Von Erdem Gunduz / 16. September 2013
picture alliance / dpa | Ralf Hirschberger

Es ist immer dieselbe Frage, „Wie hast du es geschafft, acht Stunden lang zu stehen, ohne dich zu bewegen?“ Meine Antwort ist immer dieselbe: „Es war der innere Aufschrei, der mir diese Kraft gab. Ich hätte noch bis zum nächsten Tag stehen bleiben können.“ Ich heiße Erdem Gündüz, bin 34 Jahre alt und ein Modern […]

Es ist immer dieselbe Frage, „Wie hast du es geschafft, acht Stunden lang zu stehen, ohne dich zu bewegen?“ Meine Antwort ist immer dieselbe: „Es war der innere Aufschrei, der mir diese Kraft gab. Ich hätte noch bis zum nächsten Tag stehen bleiben können.“

Ich heiße Erdem Gündüz, bin 34 Jahre alt und ein Modern Dance – Künstler. Jahrelang tanzte ich auf Bühnen, auf der Straße und sogar an Universitäten. Um Grenzen und Barrieren zu durchbrechen, habe ich mich minutenlang auf der Bühne gegen eine Wand geschmissen, sechs Minuten lang, immer wieder… Um gegen Ungleichbehandlung zu protestieren, haben zwei Kommilitonen und ich Kopftücher in den Lesungsräumen getragen. Es ging uns um die Rechte der Studentinnen, die damals mit Kopftuch nicht in die Universitäten hineingelassen wurden.
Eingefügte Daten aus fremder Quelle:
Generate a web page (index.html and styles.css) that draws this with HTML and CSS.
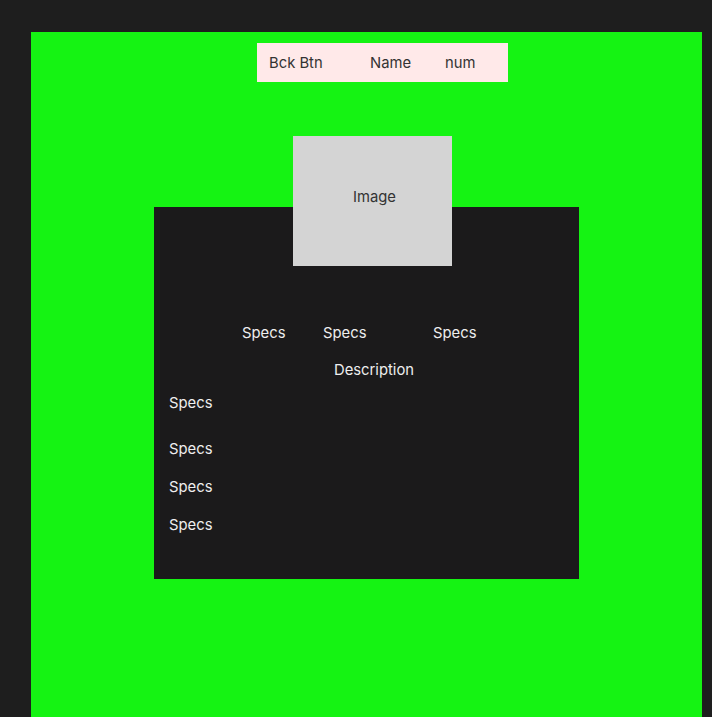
FILE: index.html
```html
<!DOCTYPE html>
<html>
<head>
	<title>Product</title>
	<link rel="stylesheet" href="styles.css">
</head>
<body>
	<div class="frame">
		<div class="topbar">
			<span>Bck Btn</span>
			<span>Name</span>
			<span>num</span>
		</div>

		<div class="panel">
			<div class="pic">Image</div>
			<div class="specRow">
				<span>Specs</span>
				<span>Specs</span>
				<span>Specs</span>
			</div>
			<div class="desc">Description</div>
			<div class="specList">
				<div class="s1">Specs</div>
				<div class="s2">Specs</div>
				<div class="s3">Specs</div>
				<div class="s4">Specs</div>
			</div>
		</div>
	</div>
</body>
</html>
```

FILE: styles.css
```css
body{
	margin: 0;
	background: #1e1e1e;
	padding: 32px 0 0 31px;
	height: 717px;
	box-sizing: border-box;
	overflow: hidden;
	font-family: Inter, "Liberation Sans", sans-serif;
	font-size: 14.8px;
	line-height: 17px;
}
.frame{
	width: 671px;
	height: 720px;
	background: #15f313;
	padding-top: 11px;
	box-sizing: border-box;
}
.topbar{
	margin-left: 226px;
	width: 251px;
	height: 39px;
	background: #ffe9e9;
	color: #333;
	padding: 2px 0 0 12px;
	box-sizing: border-box;
	display: grid;
	grid-template-columns: 101px 75px auto;
	align-items: center;
}
.panel{
	position: relative;
	margin: 125px 0 0 123px;
	width: 425px;
	height: 372px;
	background: #1b1a1b;
	color: #eeeeee;
	padding-top: 118px;
	box-sizing: border-box;
}
.pic{
	position: absolute;
	top: -71px;
	left: 139px;
	width: 159px;
	height: 130px;
	background: #d4d4d4;
	color: #333;
	text-align: center;
	padding: 53px 0 0 4px;
	box-sizing: border-box;
}
.specRow{
	display: grid;
	grid-template-columns: 81px 110px auto;
	padding-left: 88px;
}
.desc{
	margin-top: 20px;
	padding-left: 180px;
}
.specList{
	padding-left: 15px;
	margin-top: 16px;
}
.s2{ margin-top: 29px; }
.s3, .s4{ margin-top: 21px; }
```
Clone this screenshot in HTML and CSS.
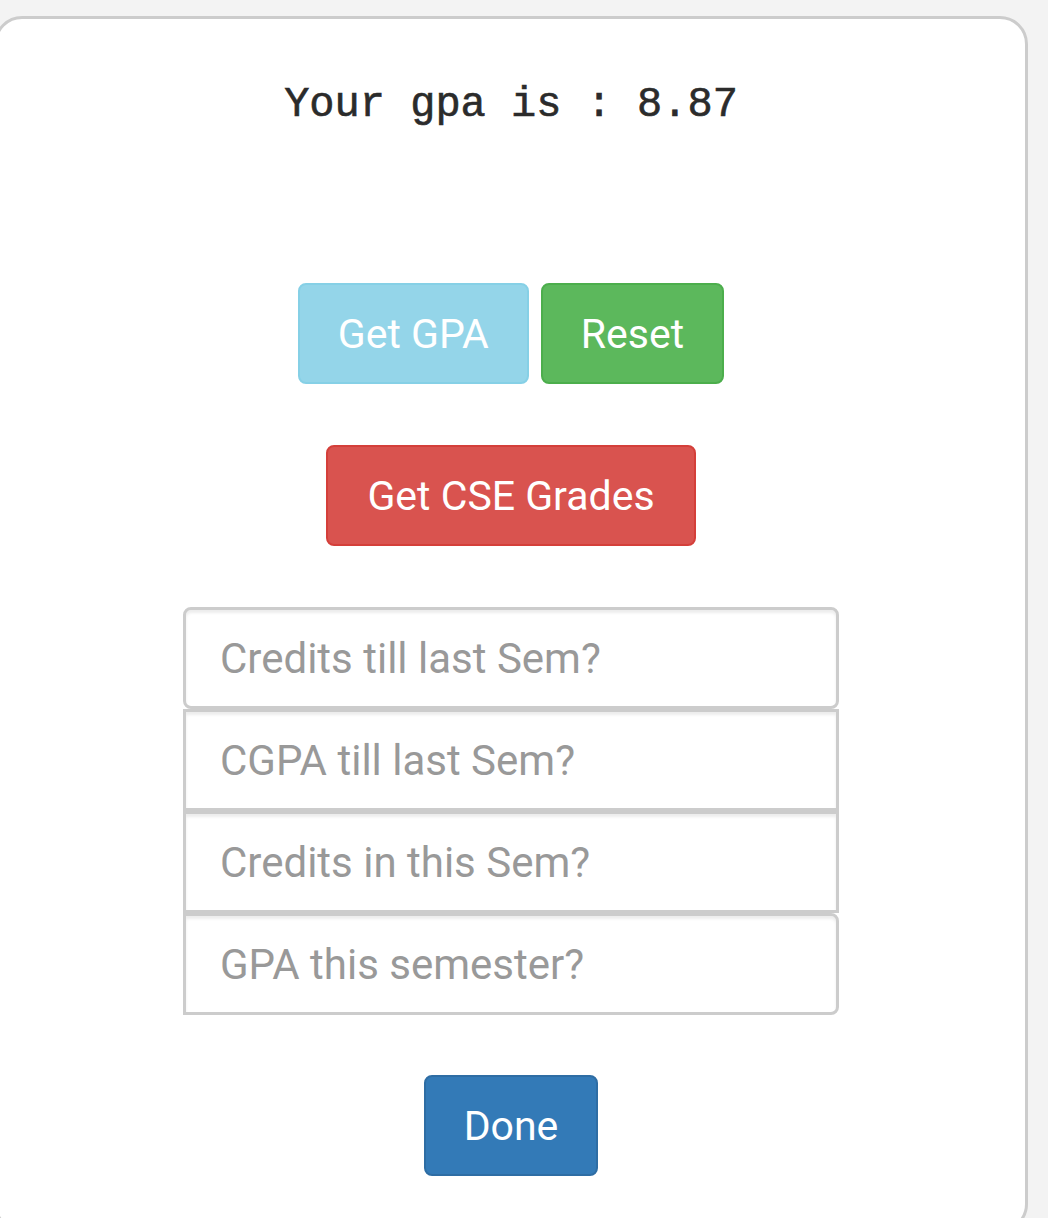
FILE: index.html
```html
<!DOCTYPE html>
<html lang="en">
<head>
<meta charset="utf-8">
<title>GPA Calculator</title>
<link rel="stylesheet" href="styles.css">
</head>
<body>
<div class="card">
  <h1 class="result">Your gpa is : 8.87</h1>
  <div class="btn-row">
    <button class="btn btn-info" disabled>Get GPA</button>
    <button class="btn btn-success">Reset</button>
  </div>
  <div class="btn-row row-cse">
    <button class="btn btn-danger">Get CSE Grades</button>
  </div>
  <div class="inputs">
    <input class="field field-first" type="text" placeholder="Credits till last Sem?">
    <input class="field" type="text" placeholder="CGPA till last Sem?">
    <input class="field" type="text" placeholder="Credits in this Sem?">
    <input class="field field-last" type="text" placeholder="GPA this semester?">
  </div>
  <div class="btn-row row-done">
    <button class="btn btn-primary">Done</button>
  </div>
</div>
</body>
</html>
```

FILE: styles.css
```css
html, body {
  margin: 0;
  padding: 0;
  background: #f3f3f3;
  overflow: hidden;
  height: 1218px;
}

.card {
  box-sizing: border-box;
  margin: 16px 0 0 -6px;
  width: 1034px;
  height: 1216px;
  background: #fff;
  border: 3px solid #cccccc;
  border-radius: 28px;
  display: flex;
  flex-direction: column;
  align-items: center;
  padding-top: 61px;
}

.result {
  margin: 0;
  font-family: "Courier New", "Liberation Mono", monospace;
  font-weight: normal;
  font-size: 42px;
  line-height: 50px;
  color: #2b2b2b;
  -webkit-text-stroke: 0.6px #2b2b2b;
}

.btn-row {
  display: flex;
  gap: 12px;
  justify-content: center;
  margin-top: 153px;
}

.row-cse {
  margin-top: 61px;
}

.row-done {
  margin-top: 60px;
}

.btn {
  box-sizing: border-box;
  height: 101px;
  padding: 0 38px;
  border: 2px solid transparent;
  border-radius: 8px;
  font-family: Roboto, "Noto Sans", sans-serif;
  font-size: 41px;
  color: #fff;
  display: inline-flex;
  align-items: center;
  justify-content: center;
}

.btn-info {
  background: #5bc0de;
  border-color: #46b8da;
  opacity: 0.65;
}

.btn-success {
  background: #5cb85c;
  border-color: #4cae4c;
}

.btn-danger {
  background: #d9534f;
  border-color: #d43f3a;
  padding: 0 39px;
}

.btn-primary {
  background: #337ab7;
  border-color: #2e6da4;
}

.inputs {
  margin-top: 61px;
  width: 656px;
  display: flex;
  flex-direction: column;
}

.field {
  box-sizing: border-box;
  width: 656px;
  height: 102px;
  margin: 0;
  border: 3px solid #cccccc;
  border-radius: 0;
  box-shadow: inset 0 3px 3px rgba(0, 0, 0, 0.075);
  padding: 0 34px;
  font-family: Roboto, "Noto Sans", sans-serif;
  font-size: 42px;
  color: #555;
  background: #fff;
  outline: none;
}

.field::placeholder {
  color: #999;
}

.field-first {
  border-radius: 8px;
}

.field-last {
  border-radius: 0 8px 8px 0;
}
```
Das waren alles Performances. Meine persönlichen Performances.

All diejenigen, die im „Duran Adam“, im „stehenden Mann“ –  der auf zwei riesige türkische Fahnen und auf ein Poster von Mustafa Kemal Atatürk schaut –  eine Performance erkennen wollen, täuschen sich allerdings.

Da stand der Staatsbürger der türkischen Republik, Erdem Gündüz. Meine Blicke waren gerichtet auf den Gründer der Republik Atatürk, dessen Motto, „Friede im eigenen Land, Friede auf der ganzen Welt“ war und der einmal gesagt hat: „Wenn es um die Nation geht, ist alles andere zweitrangig“. Als ich da stand, wollte ich eine Beschwerde „stumm“ herausschreien. Für mich war dies ein Aufstand gegen die Ausbeutung und Ausplünderung der Natur, gegen die Vernichtung von Frauenrechten, gegen die Intoleranz gegenüber den unterschiedlichen Farben in unserer Gesellschaft. Ein Aufstand gegen eine neue Klasse von islamisch-Konservativen in unserem Land, die religiöse Werte propagieren, aber kapitalistisch und profitgierig agieren. Dabei hatte unsere Republik ursprünglich das Ziel einer klassenlosen Gesellschaft.

Ich, Staatsbürger Erdem, oder wie ihr sagt , der „Standing Man“, ich komme mit der Mentalität der islamisch Konservativen nicht klar, die in den Bäumen, Seen, Flüssen, grünen Tälern, überall wo sie hinschauen, nur Profit erkennen.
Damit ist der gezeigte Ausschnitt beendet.